Kim Pflaum’s latest LP as Laumė hits stores this Friday, but she’s sharing one final single leading up to release day. “Voyeurs” is a stripped-back, pulsing track familiar to anyone who’s followed the Kiwi’s work dating back to her time fronting Yumi Zouma, though her work as Laumė deviates from dream-pop toward more straightforward electronic influences.
Leaning into the track’s theme of voyeurism, the video finds its muse in Alfred Hitchcock’s Rear Window, focusing on a dancing figure on the inside of the glass rather than the lives being led on the outside. Also, in place of the ’50s melodrama aesthetic, the visual borrows more from shadowy film noir, before being infiltrated by a red-hued laser show.
Watch the clip below directed by Rowan Pierce, and read on for Pflaum’s account of what inspired her to write the track. Waterbirth is out January 17 via Carpark Records. You can pre-order it here.
I wrote this song when I first moved to London around three years ago and was living by myself in one of those council estate buildings. It had been a while since I had experienced high-density living of that magnitude, with everyone living on top of everyone else. I remember looking out the window of the high rise, watching all these people I didn’t know go about their lives. It reminded me of studying Hitchcock’s Rear Window at university, and how in this kind of environment we are living our lives on a stage in front of everyone else, and equally, we are the audience (or voyeurs—a word which I use more broadly rather than specifically sexual, more the French ‘one who sees’) peeking out from our houses. Then I thought about how social media really just provides millions more windows to gawk through.

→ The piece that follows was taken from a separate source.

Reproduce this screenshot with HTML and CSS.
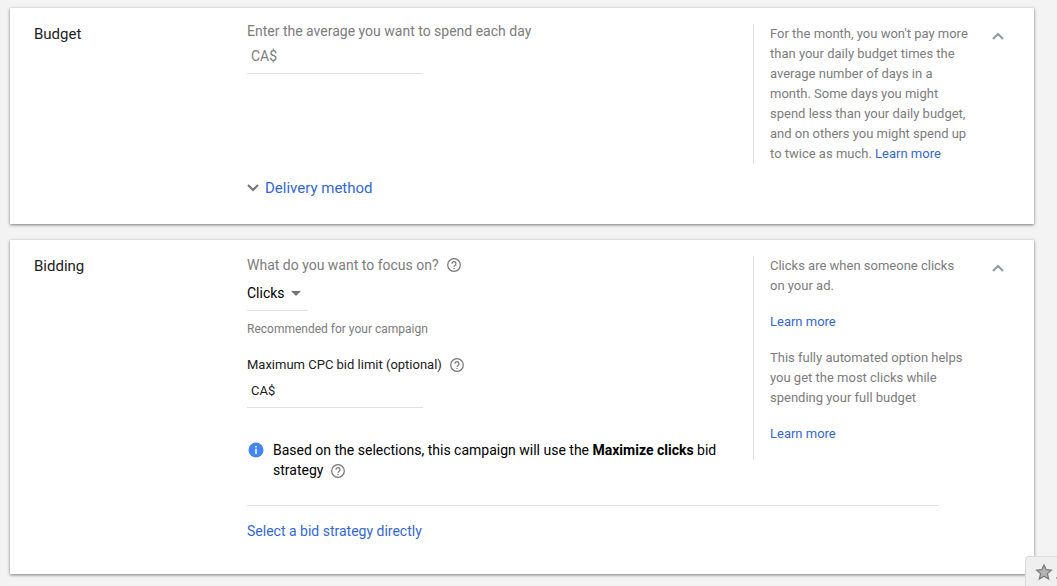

Not knowing many people in my new city I took to sharing my life over social media so I didn’t have to feel completely alone. But many of these platforms now show you who or how many people are watching you, many of them complete strangers. It started to make me feel like crap seeing how many people treated viewing as pure entertainment rather than wanting to interact and have a real human connection. I felt like I’d become a TV series for them to binge; an escape from their lives. I was craving connection and rarely got it. To expand the Hitchcock analogy, I thought of Norman Bates peering through the wall watching, one-way viewing only, non-reciprocal; the way it is for many content creators. Only we know we are doing it.
Then I realised it’s more like those vampire stories; you actually have to invite them in. But it’s all so alluring, it’s hard not to be sucked in. Social media is the charming, yet life-sucking, vampire of our age. The algorithm is the narcissist; who doesn’t care about our livelihoods, but they’ll make damn sure we are dependent on them for it. So I suppose Voyeurs asks the question, how far do we want to go?
So the video uses elements inspired by these foundational ideas to create a reflective piece on both social life and contrasting anti-social tendencies—something Rowan has done a wonderful job of capturing.